Mengelberg verstaat het, en ik weet waarlijk niemand ter wereld, die het beter verstaat dan hij, om eene muziek rechtstreeks te plaatsen sub specie aeterni. Ik weet ook niemand, die onder deze eeuwigheidsreflex dieper graaft in het hart der meesters, 't zij soms Bach, en altijd Mahler en dikwijls Bruckner, niemand, die het onbereikbaarste bereikbaarder maakt dan Mengelberg, en niemand die zoo het vergankelijke te spiegelen weet in de eeuwige gelijkenis, als Mengelberg.

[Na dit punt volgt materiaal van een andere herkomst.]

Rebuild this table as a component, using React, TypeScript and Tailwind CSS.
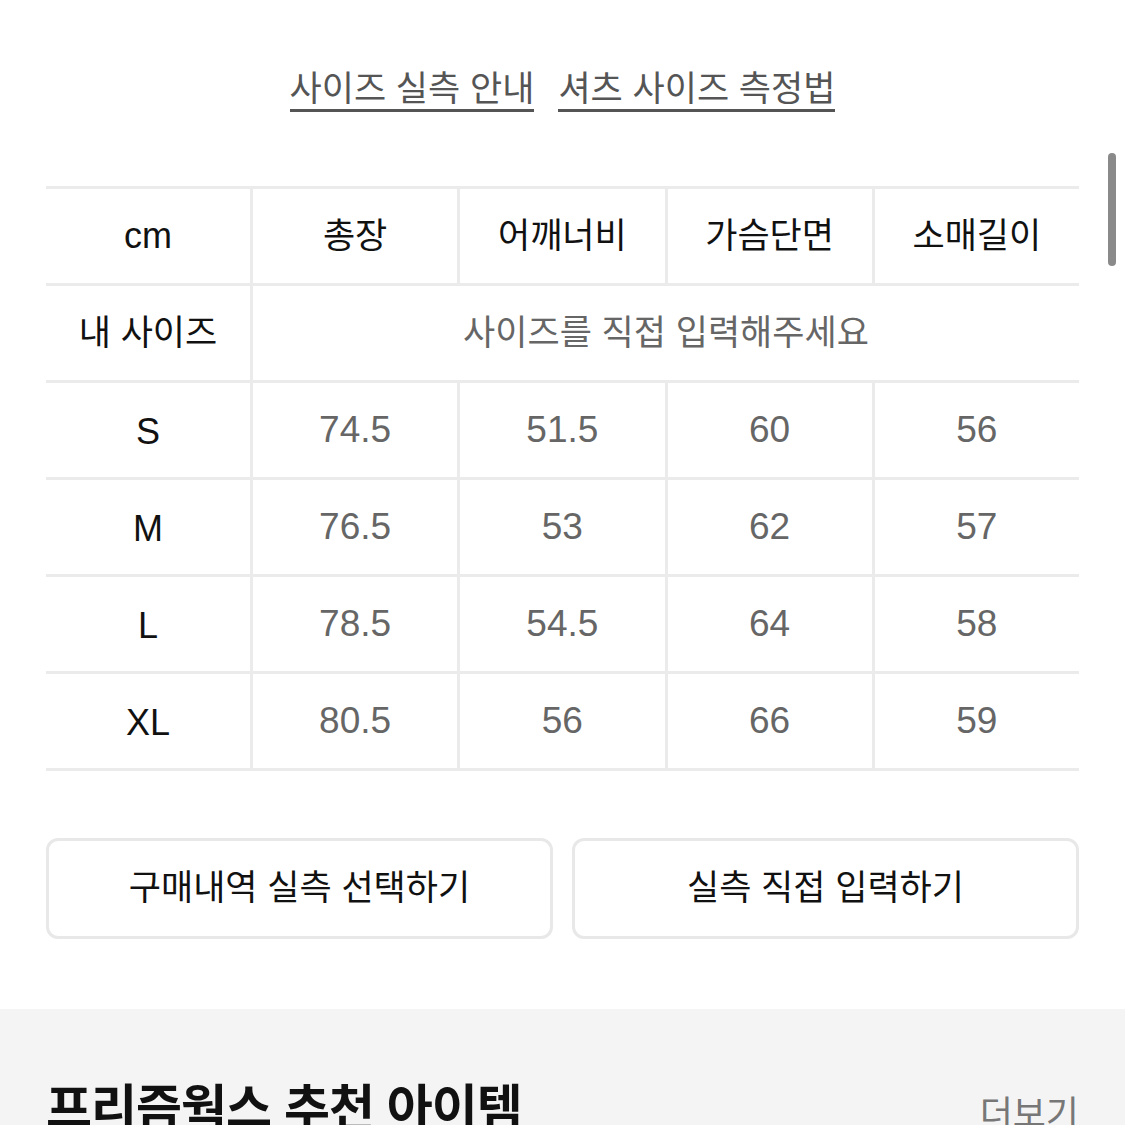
import React from "react";

const font = { fontFamily: '"Liberation Sans", "Noto Sans CJK KR", sans-serif' };

const cols = ["총장", "어깨너비", "가슴단면", "소매길이"];
const rows: [string, string[]][] = [
  ["S", ["74.5", "51.5", "60", "56"]],
  ["M", ["76.5", "53", "62", "57"]],
  ["L", ["78.5", "54.5", "64", "58"]],
  ["XL", ["80.5", "56", "66", "59"]],
];

export default function App() {
  return (
    <div className="relative w-[1125px] h-[1125px] overflow-hidden bg-white" style={font}>
      <div className="px-[46px]">
        <div className="flex justify-center gap-[24px] pt-[68px] text-[35px] leading-[41px] text-[#555]">
          <span className="border-b-[3px] border-[#555]">사이즈 실측 안내</span>
          <span className="border-b-[3px] border-[#555]">셔츠 사이즈 측정법</span>
        </div>

        <div className="mt-[74px] border-t-[3px] border-[#ebebeb]">
          <div className="flex h-[97px] border-b-[3px] border-[#ebebeb] text-[35px] text-[#111]">
            <div className="w-[207px] shrink-0 border-r-[3px] border-[#ebebeb] flex items-center justify-center text-[36px]">cm</div>
            {cols.map((c, i) => (
              <div
                key={c}
                className={`flex-1 flex items-center justify-center ${i < 3 ? "border-r-[3px] border-[#ebebeb]" : ""}`}
              >
                {c}
              </div>
            ))}
          </div>
          <div className="flex h-[97px] border-b-[3px] border-[#ebebeb]">
            <div className="w-[207px] shrink-0 border-r-[3px] border-[#ebebeb] flex items-center justify-center text-[35px] text-[#111]">내 사이즈</div>
            <div className="flex-1 flex items-center justify-center text-[35px] text-[#666]">사이즈를 직접 입력해주세요</div>
          </div>
          {rows.map(([s, vals]) => (
            <div key={s} className="flex h-[97px] border-b-[3px] border-[#ebebeb]">
              <div className="w-[207px] shrink-0 border-r-[3px] border-[#ebebeb] flex items-center justify-center text-[36px] text-[#111] pt-[4px]">{s}</div>
              {vals.map((v, i) => (
                <div
                  key={i}
                  className={`flex-1 flex items-center justify-center text-[37px] text-[#666] ${i < 3 ? "border-r-[3px] border-[#ebebeb]" : ""}`}
                >
                  {v}
                </div>
              ))}
            </div>
          ))}
        </div>

        <div className="mt-[67px] flex gap-[19px]">
          <div className="flex-1 h-[101px] rounded-[12px] border-[3px] border-[#e8e8e8] flex items-center justify-center text-[35px] text-[#111]">구매내역 실측 선택하기</div>
          <div className="flex-1 h-[101px] rounded-[12px] border-[3px] border-[#e8e8e8] flex items-center justify-center text-[35px] text-[#111]">실측 직접 입력하기</div>
        </div>
      </div>

      <div className="mt-[70px] bg-[#f4f4f4] h-[200px] px-[46px] pt-[68px] flex justify-between items-start">
        <div className="text-[50px] font-bold leading-[64px] text-[#111] tracking-[-1px]">프리즘웍스 추천 아이템</div>
        <div className="text-[36px] leading-[60px] text-[#777] pt-[8px]">더보기</div>
      </div>

      <div className="absolute left-[1108px] top-[153px] w-[8px] h-[113px] rounded-full bg-[#8a8a8a]" />
    </div>
  );
}
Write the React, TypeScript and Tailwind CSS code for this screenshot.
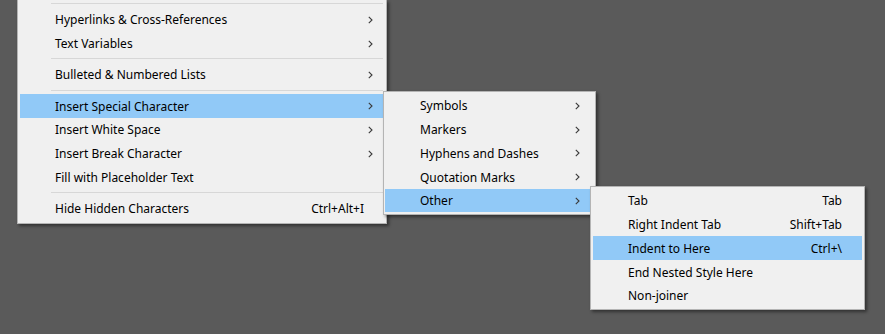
import React from "react";

type Item =
  | { type: "sep" }
  | { type: "item"; label: string; sub?: boolean; shortcut?: string; active?: boolean };

const Chevron = () => (
  <svg width="5" height="8" viewBox="0 0 5 8" className="block -mt-[1px]">
    <path d="M0.8 0.8 L4 4 L0.8 7.2" fill="none" stroke="#3a3a3a" strokeWidth="1.1" />
  </svg>
);

function Row({ it, padL, arrowR }: { it: Extract<Item, { type: "item" }>; padL: string; arrowR: string }) {
  return (
    <div
      className={`flex h-[23.75px] items-center pt-[2px] ${padL} ${arrowR} ${
        it.active ? "bg-[#91c9f7]" : ""
      }`}
    >
      <span className="flex-1 whitespace-nowrap">{it.label}</span>
      {it.shortcut && <span className="whitespace-nowrap">{it.shortcut}</span>}
      {it.sub && <Chevron />}
    </div>
  );
}

const mainItems: Item[] = [
  { type: "item", label: "Hyperlinks & Cross-References", sub: true },
  { type: "item", label: "Text Variables", sub: true },
  { type: "sep" },
  { type: "item", label: "Bulleted & Numbered Lists", sub: true },
  { type: "sep" },
  { type: "item", label: "Insert Special Character", sub: true, active: true },
  { type: "item", label: "Insert White Space", sub: true },
  { type: "item", label: "Insert Break Character", sub: true },
  { type: "item", label: "Fill with Placeholder Text" },
  { type: "sep" },
  { type: "item", label: "Hide Hidden Characters", shortcut: "Ctrl+Alt+I" },
];

const sub1: Item[] = [
  { type: "item", label: "Symbols", sub: true },
  { type: "item", label: "Markers", sub: true },
  { type: "item", label: "Hyphens and Dashes", sub: true },
  { type: "item", label: "Quotation Marks", sub: true },
  { type: "item", label: "Other", sub: true, active: true },
];

const sub2: Item[] = [
  { type: "item", label: "Tab", shortcut: "Tab" },
  { type: "item", label: "Right Indent Tab", shortcut: "Shift+Tab" },
  { type: "item", label: "Indent to Here", shortcut: "Ctrl+\\", active: true },
  { type: "item", label: "End Nested Style Here" },
  { type: "item", label: "Non-joiner" },
];

const Sep = ({ left }: { left: string }) => (
  <div className={`flex h-[7.5px] items-center ${left} pr-[1px]`}>
    <div className="h-px w-full bg-[#d7d7d7]" />
  </div>
);

export default function App() {
  return (
    <div
      className="relative h-[334px] w-[885px] overflow-hidden bg-[#5a5a5a] text-[12px] text-black"
      style={{ fontFamily: '"Segoe UI", "Noto Sans", "Open Sans", sans-serif' }}
    >
      {/* main menu */}
      <div className="absolute left-[17px] top-0 w-[370px] border-x border-b border-[#b4b4b4] bg-[#f0f0f0] px-[2px] pb-[2.5px] shadow-[2px_2px_3px_rgba(0,0,0,0.45)]">
        <Sep left="pl-[31px]" />
        {mainItems.map((it, i) =>
          it.type === "sep" ? (
            <Sep key={i} left="pl-[31px]" />
          ) : (
            <Row key={i} it={it} padL="pl-[35px]" arrowR={it.shortcut ? "pr-[20px]" : "pr-[11px]"} />
          )
        )}
      </div>

      {/* submenu 1 */}
      <div className="absolute left-[383px] top-[91px] w-[213px] border border-[#b4b4b4] bg-[#f0f0f0] px-[1px] py-[1.5px] shadow-[2px_2px_3px_rgba(0,0,0,0.45)]">
        {sub1.map((it, i) =>
          it.type === "sep" ? (
            <Sep key={i} left="pl-[31px]" />
          ) : (
            <Row key={i} it={it} padL="pl-[35px]" arrowR="pr-[14px]" />
          )
        )}
      </div>

      {/* submenu 2 */}
      <div className="absolute left-[590px] top-[186px] w-[275px] border border-[#b4b4b4] bg-[#f0f0f0] px-[2px] py-[1.5px] shadow-[2px_2px_3px_rgba(0,0,0,0.45)]">
        {sub2.map((it, i) =>
          it.type === "sep" ? (
            <Sep key={i} left="pl-[31px]" />
          ) : (
            <Row key={i} it={it} padL="pl-[35px]" arrowR="pr-[20px]" />
          )
        )}
      </div>
    </div>
  );
}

Bruckner's Negende was onvergetelijk in hare drie deelen en al kan het uit een muzikaal economisch oogpunt niet goedgekeurd worden, dat zij stond op een programma van Toonkunst, ik zou haar noode, zeer noode gemist hebben. Na de Negende, klonk Bruckner's Te Deum, zijn hymne aan God, bijna profaan, wereldsch en onvolmaakt. De verhoudingen tusschen de geweldige massa's en de soli zijn niet harmonisch genoeg geëquilibreerd. Het solo-quartet (men treft bij ‘Toonkunst’ haast nooit een goed solo-quartet) was gebaseerd op een bas - van Oort - die te wankelend intoneert om een basis te vormen; de tenor - Holthaus - was minstens zeer verkouden of nauwelijks afgestudeerd; mevr. de Haan en Mevr. Noordewier leden voortdurend schade aan de slechtere helft. Het koor jubelde de vele unisono's zeer pompeus, maar de slot-fuga slingerde gevaarlijk en leek onvoldoende voorbereid. Eene fuga zonder overtuiging, zonder geloofszekerheid is de bedenkelijkste van alle apotheose's en Mengelberg's vaste hand redde haar met moeite.